Sembra però una riflessione difficile, me ne rendo conto. Forse perché in questa fase altamente emotiva, come sempre succede quando gli avvenimenti incalzano e le ferite sono fresche, sia gli ex-comunisti che i sostenitori del capitalismo si trovano accomunati dallo stesso interesse, magari inconsapevolmente, di mantenere l'identificazione immaginaria tra comunismo e bolscevismo. Gli ex perché non riescono ad ammettere fino in fondo di aver proprio sbagliato strada, preferendo supporre di aver solo sbagliato la scelta dell'obbiettivo finale. I capitalisti perché ora, con orgoglio, possono ben dire: "Vedete! L'unica alternativa reale al capitalismo si è realmente realizzata ed è stata un tragico disastro".

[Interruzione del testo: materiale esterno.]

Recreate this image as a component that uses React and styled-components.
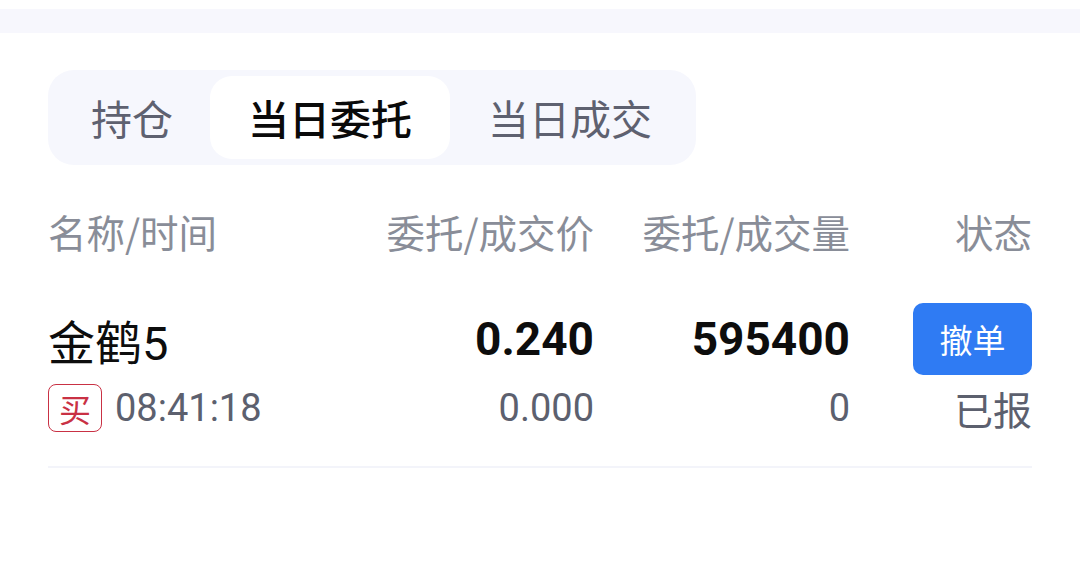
import React, { useState } from "react";
import styled, { createGlobalStyle } from "styled-components";

const Global = createGlobalStyle`
  html, body { margin: 0; padding: 0; background: #ffffff; }
  body { font-family: Roboto, "Noto Sans CJK SC", "Noto Sans", sans-serif; }
  * { box-sizing: border-box; }
`;

const Page = styled.div`
  width: 1080px;
  height: 568px;
  background: #ffffff;
  padding-top: 9px;
  overflow: hidden;
`;

const TopBand = styled.div`
  height: 24px;
  background: #f7f7fd;
`;

const Content = styled.div`
  padding: 37px 48px 0;
`;

const TabBar = styled.div`
  display: inline-flex;
  padding: 6px;
  background: #f6f7fd;
  border-radius: 26px;
`;

const Tab = styled.button`
  height: 83px;
  padding: 0 38px;
  border: none;
  border-radius: 22px;
  background: ${(p) => (p.$active ? "#ffffff" : "transparent")};
  color: ${(p) => (p.$active ? "#0a0a0a" : "#5e6170")};
  font-family: "Noto Sans CJK SC", sans-serif;
  font-size: 41px;
  font-weight: ${(p) => (p.$active ? 500 : 400)};
  line-height: 1;
  cursor: pointer;
  &:first-child { padding: 0 37px; }
`;

const Grid = styled.div`
  display: grid;
  grid-template-columns: 1fr 258px 256px 182px;
`;

const HeaderRow = styled(Grid)`
  margin-top: 41px;
  height: 50px;
  align-items: center;
`;

const HeadCell = styled.div`
  font-family: "Noto Sans CJK SC", sans-serif;
  font-size: 38.5px;
  line-height: 50px;
  color: #898d98;
  text-align: ${(p) => (p.$left ? "left" : "right")};
  white-space: nowrap;
`;

const DataRow = styled(Grid)`
  margin-top: 47px;
  padding-bottom: 25px;
  border-bottom: 2px solid #f3f4fa;
`;

const Cell = styled.div`
  display: flex;
  flex-direction: column;
  align-items: ${(p) => (p.$left ? "flex-start" : "flex-end")};
`;

const Primary = styled.div`
  height: 72px;
  display: flex;
  align-items: center;
  font-size: ${(p) => (p.$bold ? 46 : 47)}px;
  font-weight: ${(p) => (p.$bold ? 700 : 400)};
  color: #0d0d0d;
  white-space: nowrap;
`;

const Secondary = styled.div`
  height: 66px;
  display: flex;
  align-items: center;
  gap: 13px;
  font-size: ${(p) => p.$size || 38}px;
  color: #5c606e;
  white-space: nowrap;
`;

const SideBadge = styled.span`
  width: 54px;
  height: 48px;
  border: 1.5px solid #c93144;
  border-radius: 8px;
  color: #c93144;
  font-family: "Noto Sans CJK SC", sans-serif;
  font-size: 32px;
  display: inline-flex;
  align-items: center;
  justify-content: center;
  line-height: 1;
`;

const CancelButton = styled.button`
  width: 119px;
  height: 72px;
  border: none;
  border-radius: 10px;
  background: #2f7bf3;
  color: #ffffff;
  font-family: "Noto Sans CJK SC", sans-serif;
  font-size: 33px;
  line-height: 1;
  cursor: pointer;
`;

const tabs = ["持仓", "当日委托", "当日成交"];

export default function App() {
  const [active, setActive] = useState(1);
  return (
    <Page>
      <Global />
      <TopBand />
      <Content>
        <TabBar>
          {tabs.map((t, i) => (
            <Tab key={t} $active={i === active} onClick={() => setActive(i)}>
              {t}
            </Tab>
          ))}
        </TabBar>
        <HeaderRow>
          <HeadCell $left>名称/时间</HeadCell>
          <HeadCell>委托/成交价</HeadCell>
          <HeadCell>委托/成交量</HeadCell>
          <HeadCell>状态</HeadCell>
        </HeaderRow>
        <DataRow>
          <Cell $left>
            <Primary>金鹤5</Primary>
            <Secondary>
              <SideBadge>买</SideBadge>
              08:41:18
            </Secondary>
          </Cell>
          <Cell>
            <Primary $bold>0.240</Primary>
            <Secondary>0.000</Secondary>
          </Cell>
          <Cell>
            <Primary $bold>595400</Primary>
            <Secondary>0</Secondary>
          </Cell>
          <Cell>
            <CancelButton>撤单</CancelButton>
            <Secondary $size={39}>已报</Secondary>
          </Cell>
        </DataRow>
      </Content>
    </Page>
  );
}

Caduto il mito relativo e momentaneo, resta però il bisogno di redenzione, soprattutto perché rimangono le ragioni che lo avevano determinato, seppur molto diverse da quelle originarie del secolo scorso. Passato il primo momento di ubriacatura, l'immaginario collettivo sarà pronto ad aggregarsi ad altri miti che, come il precedente, se non si sta più che accorti, potrebbero molto facilmente essere forieri di futuri probabili disastri. La chiesa, attenta da sempre ai processi mentali e psicologici degli esseri umani perché abituata a dirigerli, sta preparando le sue carte per diventare la futura gestrice del prossimo mito e, con estrema accortezza e intelligenza politica, a modo suo ha già cominciato ad attaccare il capitalismo, mentre fino adesso lo aveva sempre difeso contro il comunismo. Dove il mito trionfa, in mancanza di un'operatività coerente ed attenta, trionfano anche i furbi che lo sanno creare.